» **Requirements**
In the material below, find how many lines contain the string "size". Write only that number.

» **Entries shown**
* * *

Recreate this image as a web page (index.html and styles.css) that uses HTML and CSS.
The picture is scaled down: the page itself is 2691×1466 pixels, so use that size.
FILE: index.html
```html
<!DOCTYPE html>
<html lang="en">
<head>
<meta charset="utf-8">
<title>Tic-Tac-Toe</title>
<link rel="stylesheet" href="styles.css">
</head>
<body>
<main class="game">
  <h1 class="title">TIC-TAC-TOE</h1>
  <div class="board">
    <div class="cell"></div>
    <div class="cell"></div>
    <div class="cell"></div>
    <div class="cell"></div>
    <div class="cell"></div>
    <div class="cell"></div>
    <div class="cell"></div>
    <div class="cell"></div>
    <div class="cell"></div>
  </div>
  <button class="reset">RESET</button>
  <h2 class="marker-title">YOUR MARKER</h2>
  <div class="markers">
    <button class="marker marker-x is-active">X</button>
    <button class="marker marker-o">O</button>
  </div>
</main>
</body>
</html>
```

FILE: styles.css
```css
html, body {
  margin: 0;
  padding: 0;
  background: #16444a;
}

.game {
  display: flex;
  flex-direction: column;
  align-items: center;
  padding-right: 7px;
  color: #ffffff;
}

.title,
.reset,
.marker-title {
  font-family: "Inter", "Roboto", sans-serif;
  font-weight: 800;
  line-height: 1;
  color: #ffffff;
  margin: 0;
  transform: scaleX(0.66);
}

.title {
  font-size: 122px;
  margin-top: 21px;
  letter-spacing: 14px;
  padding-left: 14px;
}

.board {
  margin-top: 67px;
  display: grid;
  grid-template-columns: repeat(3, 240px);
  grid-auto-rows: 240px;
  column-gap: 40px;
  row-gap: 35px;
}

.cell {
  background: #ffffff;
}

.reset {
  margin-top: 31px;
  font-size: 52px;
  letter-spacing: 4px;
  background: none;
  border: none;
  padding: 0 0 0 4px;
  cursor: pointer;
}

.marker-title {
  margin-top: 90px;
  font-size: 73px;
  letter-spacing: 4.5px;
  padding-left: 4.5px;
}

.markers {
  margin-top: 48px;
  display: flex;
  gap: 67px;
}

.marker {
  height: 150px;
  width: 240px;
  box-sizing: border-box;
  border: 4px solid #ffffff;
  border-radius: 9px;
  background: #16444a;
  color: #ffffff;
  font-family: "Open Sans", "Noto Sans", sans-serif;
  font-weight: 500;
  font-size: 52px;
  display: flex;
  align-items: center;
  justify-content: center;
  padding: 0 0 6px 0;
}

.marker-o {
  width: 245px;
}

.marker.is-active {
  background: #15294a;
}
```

* * *

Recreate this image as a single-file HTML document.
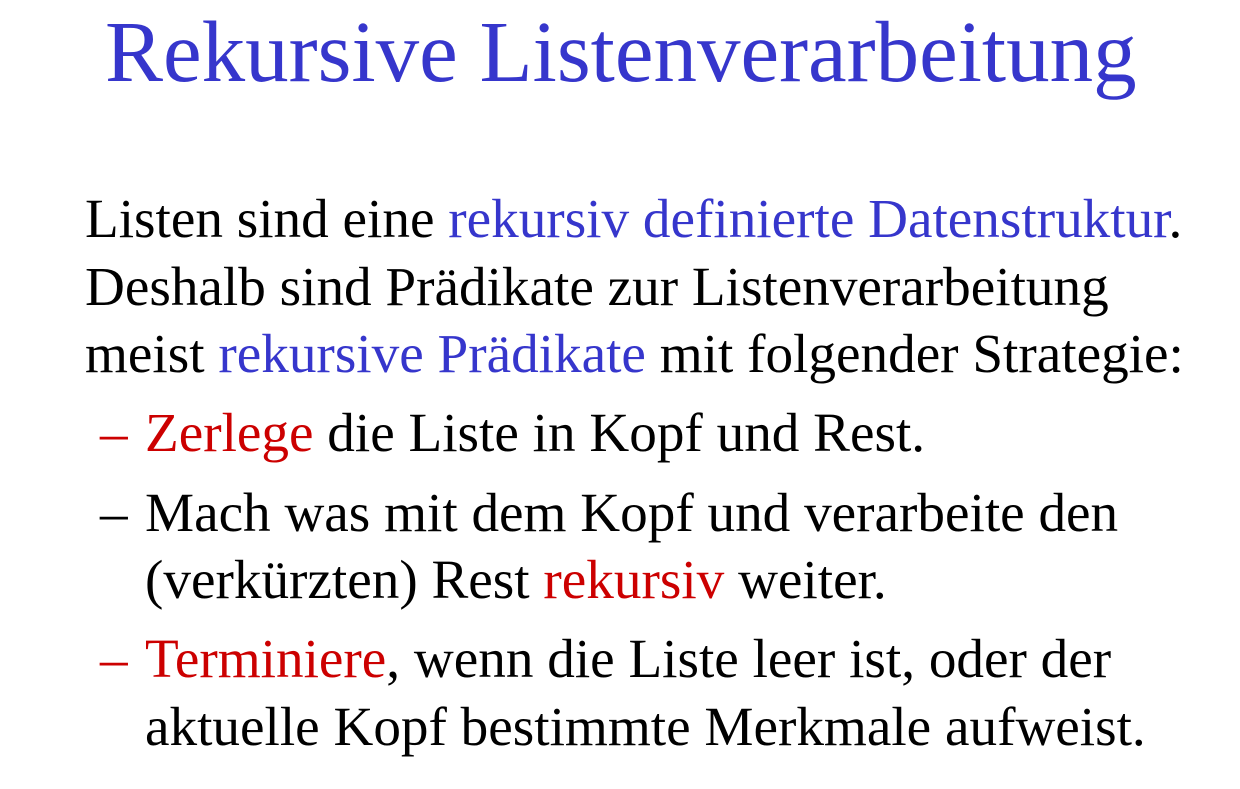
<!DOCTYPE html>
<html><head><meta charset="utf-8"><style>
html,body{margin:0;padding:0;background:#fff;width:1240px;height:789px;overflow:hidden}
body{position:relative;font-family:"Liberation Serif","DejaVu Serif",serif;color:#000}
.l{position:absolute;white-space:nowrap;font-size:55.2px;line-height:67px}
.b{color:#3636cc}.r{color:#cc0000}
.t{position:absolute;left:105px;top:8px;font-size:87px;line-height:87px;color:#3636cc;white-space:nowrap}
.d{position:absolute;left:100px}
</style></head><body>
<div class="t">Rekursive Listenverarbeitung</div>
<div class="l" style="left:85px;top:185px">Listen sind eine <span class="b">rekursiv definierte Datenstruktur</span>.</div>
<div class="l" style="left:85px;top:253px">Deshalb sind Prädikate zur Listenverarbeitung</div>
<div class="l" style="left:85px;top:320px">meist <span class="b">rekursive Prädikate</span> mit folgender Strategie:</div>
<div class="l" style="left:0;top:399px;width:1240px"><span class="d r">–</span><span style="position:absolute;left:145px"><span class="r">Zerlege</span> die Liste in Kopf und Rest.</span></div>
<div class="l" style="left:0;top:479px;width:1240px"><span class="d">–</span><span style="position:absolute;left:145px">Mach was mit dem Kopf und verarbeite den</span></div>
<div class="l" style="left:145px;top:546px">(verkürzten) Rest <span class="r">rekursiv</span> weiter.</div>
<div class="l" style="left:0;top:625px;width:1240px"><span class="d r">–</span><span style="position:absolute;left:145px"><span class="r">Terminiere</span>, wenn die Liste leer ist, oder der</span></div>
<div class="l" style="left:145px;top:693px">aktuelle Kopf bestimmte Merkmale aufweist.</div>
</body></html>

* * *

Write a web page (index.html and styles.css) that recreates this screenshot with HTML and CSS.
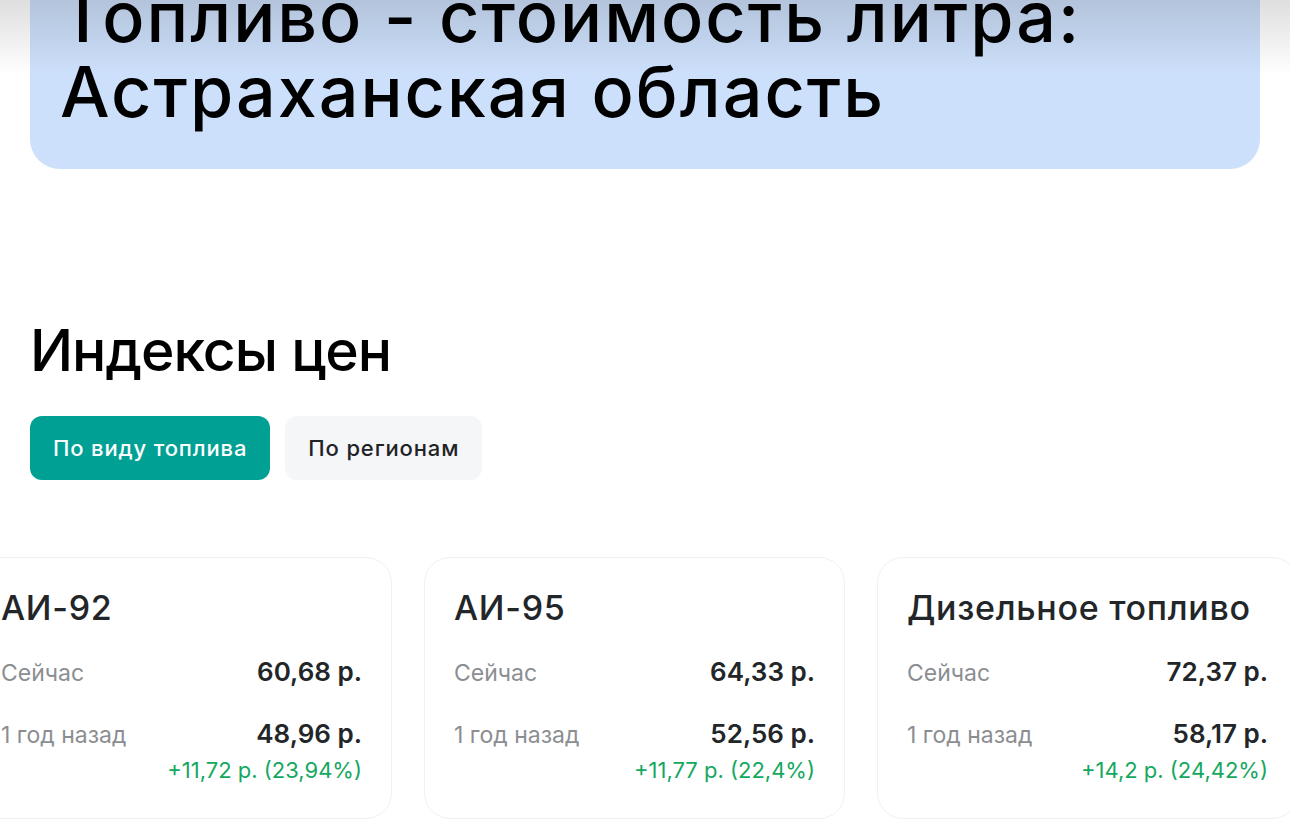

* * *

» **Exercise answer**
7